When Euler tackled the problem in 1736, he had a revolutionary “Aha!” moment. He realized that the exact shape of the islands, the length of the bridges, and the specific path you walked on land were all irrelevant distractions. The only thing that mattered was the relationship between the landmasses and the bridges.
He did something brilliant: he abstracted the problem.
- He represented each of the four landmasses (the two riverbanks and the two islands) as a simple dot, which we now call a node or vertex.
- He represented each of the seven bridges as a line connecting the corresponding dots. These are now called edges.
His complex city map was suddenly transformed into a simple network diagram, something like this: One dot for the North Bank, one for the South Bank, one for the East Island, and one for the West Island, with lines (bridges) connecting them.
The Solution and a New Set of Rules
By looking at this simplified network, Euler could analyze the problem logically instead of geographically. He noticed that to walk a path crossing each bridge exactly once, your journey must have a start and an end. For any landmass (node) that is not the start or the end of your journey, you must arrive by one bridge and leave by another.

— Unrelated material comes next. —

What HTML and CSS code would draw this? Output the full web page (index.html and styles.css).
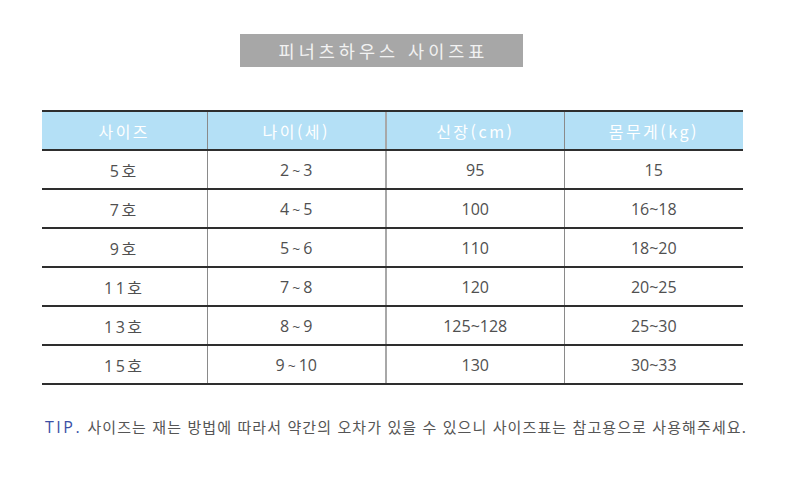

This means that every “intermediate” node must have an even number of bridges connected to it.
He deduced the following rules:
- If a network has zero nodes with an odd number of connections, you can start anywhere, cross every bridge once, and end up back where you started (an “Eulerian circuit”).
- If a network has exactly two nodes with an odd number of connections, you can still cross every bridge once, but you must start at one of the odd nodes and end at the other (an “Eulerian path”).
- If a network has more than two nodes with an odd number of connections, the problem is impossible.
When Euler looked at his diagram for Königsberg, he found that all four landmasses had an odd number of bridges connected to them. With four odd nodes, the puzzle was unsolvable!
The Birth of Graph Theory
Euler’s solution was far more important than just solving a local brain teaser. By focusing on the properties of nodes and edges, he laid the foundation for a completely new field of mathematics: Graph Theory, a branch of topology.
Graph Theory is the study of networks—of connections. And it turns out, this “simple” idea powers our modern world in countless ways:
- GPS & Navigation: Google Maps uses graph theory to find the shortest path (in distance or time) between two locations (nodes).
- Social Networks: Facebook, LinkedIn, and X are giant graphs where you are a node, and your friendships/connections are the edges.
- The Internet: The entire internet is a graph of computers and routers connected by data links.
- Airline Routes & Logistics: Planning the most efficient flight paths or delivery routes is a complex graph theory problem.
All of this from a simple, centuries-old puzzle about taking a walk. It’s a perfect example of how curiosity and a new perspective can change the world!